If I can understand Bar Chords, ANYONE can!!!

I remember watching guitarists on TV, and they were playing all up and down the whole neck. I thought that it looked very complicated, and I could never understand what they were doing. I also remember when I first started learning to play, trying to remember all those darn "open" chords was very confusing. In case you don't know, "open" chords are chords you play near the tuner end of the fret board, and usually have at least one or more string without your finger on it...or playing "open". Then one wonderfull day, a friend of mine explained in very simple terms, how "bar" chords work. The lightbulb came on in my brain and the whole glorious fret board became total freedom! Not only that, once you grasp the concept...it is EASY!!!

Look at the pictures below. To understand the concept we will start with the first picture. Simply start by placing your index finger across all the strings behind the nut (the nut is the plastic thingy that is slotted and the strings go through it). Now you can make any open chord you know with your remaining three fingers . For the example in the picture, I am using an E chord (baritone uke). It is the same as an A chord on a smaller sized uke.

Now for the gravy...just slide everything up one fret for a whole new chord! The second picture would be an F on a baritone uke or a A# (or Bb) on a smaller uke. Now just slide everything up another fret for another whole new chord! The third picture would be a F# on a baritone uke or a B on a smaller uke. This goes on for every fret all the way up the fret board until you run out of fret board!

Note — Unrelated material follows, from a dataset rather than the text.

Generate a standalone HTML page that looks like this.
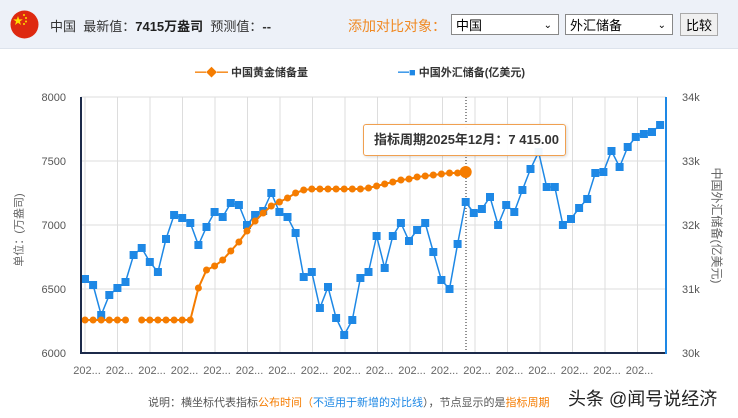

So how do you know what chords your making? It's very simple, and that's why I told you to start with your finger behind the nut, and make any chord you know with your other three fingers, and then go up the neck. I still use this method to find bar chords. Simply start at the nut and go a fret at a time. Chords will always go in the same order, round and round no matter where you start... A-A#-B-C-C#-D-D#-E-F-F#-G-G#-A (it’s called the chromatic scale). Using this concept for example, you could make a Dm open chord with your index finger behind the nut. Move up a fret and you'll have a D#m, up another fret for a Em, up another for an Fm, and so on. I hope I explained it good enough for you. Very often I play my blues using the same chord form throughout the whole song...just moving to different frets on the neck. Now put this explanation together with the chord chart, and you suddenly have all the chords you could ever need! If you look closely at this picture , then using the chord from the chart, you will see that I am making an A7 on my baritone uke. Good luck...your fret board has been set free!!!